What are Credit Default Swaps?

A credit default swap (CDS) is a financial instrument that allows investors to exchange their credit risk with another party. It is a type of swap, which is a financial derivative. Credit default swaps require one party to acquire a CDS from another party. It ensures that the seller will reimburse the lender in case the borrower defaults.

Credit default swaps are common credit derivatives. Usually, insurance companies, banks, or hedge funds provide these swaps. In exchange for these instruments, these parties collect a premium from the buyer, usually each quarter. This way, both parties get to benefit from the transaction.

Credit default swaps are financial instruments, more specifically financial derivatives. They can help parties hedge their risks by swapping them. Therefore, they are also hedge instruments. The accounting for credit default swaps falls under hedge accounting. For entities following IFRS for reporting purposes, IFRS 9 will apply. On the other hand, ASC 815 provides guidance on how to account for CDS under GAAP.

What are the accounting treatments for Credit Default Swaps?

As mentioned, two accounting standards provide guidance on how entities should account for credit default swaps. The treatments under both of these are as below.

IFRS accounting treatment for CDS

IFRS 9 provides three categories for reporting entities to report their financial assets. These include amortized cost, fair value through other comprehensive income, and fair value through profit or loss. Similarly, the standard provides criteria for the first two categories. Financial assets that do not fall under these categories will fall under the fair value through profit or loss treatment.

Credit default swaps do not match the criteria for the first two categories. Therefore, reporting entities must account for these derivatives under the fair value through the profit or loss model. Initially, entities must record these swaps at fair value. Any transaction costs under this treatment must be treated as an expense.
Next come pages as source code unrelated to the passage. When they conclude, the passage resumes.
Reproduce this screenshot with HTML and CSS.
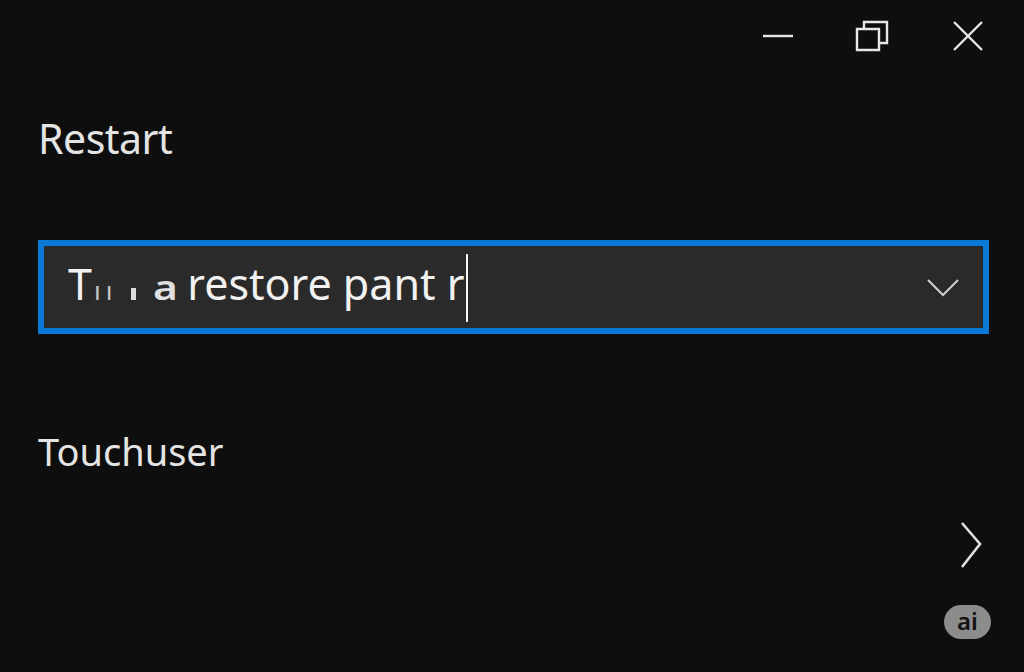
FILE: index.html
```html
<!DOCTYPE html>
<html lang="en">
<head>
<meta charset="utf-8">
<title>Restart</title>
<link rel="stylesheet" href="styles.css">
</head>
<body>
<div class="window">
  <header class="titlebar">
    <button class="ctl" aria-label="Minimize">
      <svg width="32" height="4" viewBox="0 0 32 4"><path d="M1 2H31" stroke="#e8e8e8" stroke-width="2.4"/></svg>
    </button>
    <button class="ctl" aria-label="Restore">
      <svg width="36" height="32" viewBox="0 0 36 32"><path d="M2 9H24V30H2Z M9 9V2H32V23H24" fill="none" stroke="#e8e8e8" stroke-width="2.4"/></svg>
    </button>
    <button class="ctl" aria-label="Close">
      <svg width="32" height="30" viewBox="0 0 32 30"><path d="M2 1L30 29M30 1L2 29" stroke="#e8e8e8" stroke-width="2.4"/></svg>
    </button>
  </header>

  <main class="content">
    <h1 class="heading">Restart</h1>

    <div class="combo">
      <span class="combo-text">T<span class="dim">ıı</span><span class="block"></span><span class="blot">a</span>restore pant r<span class="caret"></span></span>
      <svg class="combo-chevron" width="32" height="18" viewBox="0 0 32 18"><path d="M1 1L16 16L31 1" fill="none" stroke="#d0d0d0" stroke-width="2"/></svg>
    </div>

    <h2 class="subheading">Touchuser</h2>

    <div class="nav-row">
      <svg width="22" height="46" viewBox="0 0 22 46"><path d="M2 1L20 22L2 45" fill="none" stroke="#e0e0e0" stroke-width="2.6"/></svg>
    </div>
  </main>

  <span class="badge">ai</span>
</div>
</body>
</html>
```

FILE: styles.css
```css
html, body {
  margin: 0;
  padding: 0;
  background: #0e0e0e;
}

body {
  font-family: "Noto Sans", "Open Sans", sans-serif;
  color: #e6e6e6;
}

.window {
  position: relative;
  width: 1024px;
  height: 672px;
  overflow: hidden;
  display: flex;
  flex-direction: column;
}

.titlebar {
  display: flex;
  justify-content: flex-end;
  height: 72px;
  padding-right: 9px;
}

.ctl {
  width: 95px;
  height: 72px;
  border: 0;
  background: transparent;
  padding: 0;
  display: flex;
  align-items: center;
  justify-content: center;
}

.content {
  display: flex;
  flex-direction: column;
  padding: 0 35px 0 38px;
}

.heading {
  margin: 46px 0 0;
  font-size: 41px;
  line-height: 41px;
  font-weight: 400;
  letter-spacing: -0.5px;
  color: #e4e4e4;
}

.combo {
  margin-top: 81px;
  height: 82px;
  border: 6px solid #0a78d6;
  background: #2a2a2a;
  display: flex;
  align-items: center;
  justify-content: space-between;
  padding: 0 24px 0 24px;
}

.combo-text {
  display: block;
  font-size: 43px;
  line-height: 82px;
  color: #f2f2f2;
  white-space: pre;
}

/* smeared characters after the leading T */
.dim {
  display: inline-block;
  font-size: 26px;
  letter-spacing: 5px;
  margin-left: 2px;
  color: #c4c4c4;
}

.block {
  display: inline-block;
  width: 5px;
  height: 12px;
  margin-left: 14px;
  background: #dcdcdc;
}

.blot {
  display: inline-block;
  font-size: 34px;
  font-weight: 600;
  margin-left: 17px;
  margin-right: 14px;
  color: #e0e0e0;
  transform: scaleX(1.25);
  transform-origin: left center;
}

.caret {
  display: inline-block;
  width: 2px;
  height: 68px;
  background: #f5f5f5;
  margin-left: 2px;
  vertical-align: middle;
}

.combo-chevron {
  margin-top: 2px;
}

.subheading {
  margin: 98px 0 0;
  font-size: 38px;
  line-height: 38px;
  font-weight: 400;
  color: #e4e4e4;
}

.nav-row {
  display: flex;
  justify-content: flex-end;
  margin-top: 52px;
  padding-right: 7px;
}

.badge {
  position: absolute;
  left: 944px;
  top: 605px;
  width: 47px;
  height: 34px;
  border-radius: 17px;
  background: #8c8c8c;
  color: #111111;
  font-size: 24px;
  font-weight: 600;
  line-height: 32px;
  text-align: center;
}
```
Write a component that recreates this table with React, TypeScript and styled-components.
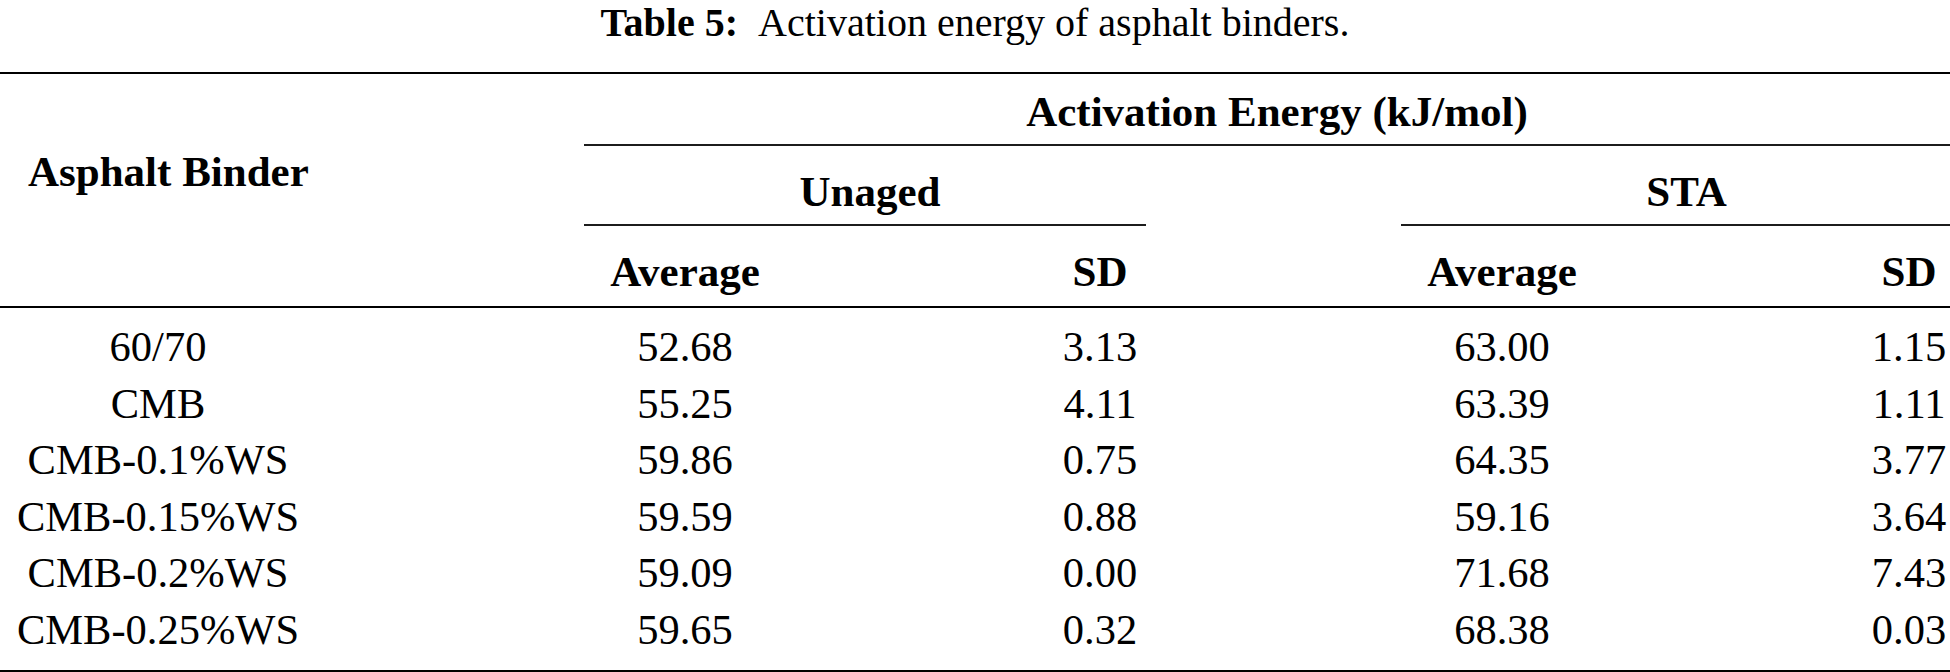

However, entities may elect to apply hedge accounting by designating the CDS as a hedging instrument in an eligible hedging relationship.

Under the fair value through profit or loss treatment, entities must remeasure the fair value of the CDS at each reporting date. Any differences in the fair value will become a part of the income statement or the statement of profit or loss. In case of fair value gain, the accounting treatment will be as below.

Dr Credit Default Swap

Cr Profit or Loss

In case of a loss, the accounting entries will be as below.

Dr Profit or Loss

Cr Credit Default Swap

GAAP accounting treatment for CDS

The accounting treatment for credit default swaps under GAAP is similar to the IFRS. ASC 815 requires reporting entities to record CDS on the balance sheet as an asset or liability. Furthermore, it entails that the entity must measure it at fair value with changes in the fair value reported in earnings. However, if the entity designates a qualifying hedge relationship, it can choose otherwise.

Under this approach, the accounting treatment and entries will be similar to the IFRS. Therefore, the above double entries will also apply in this case.

Conclusion

Credit default swaps are financial instruments through which an entity can hedge its credit risk. Usually, there are two parties involved in the financial contract. The accounting for credit default swaps is similar under IFRS and GAAP. Both standards require reporting entities to measure any changes in the derivative’s fair value in the income statement through earnings.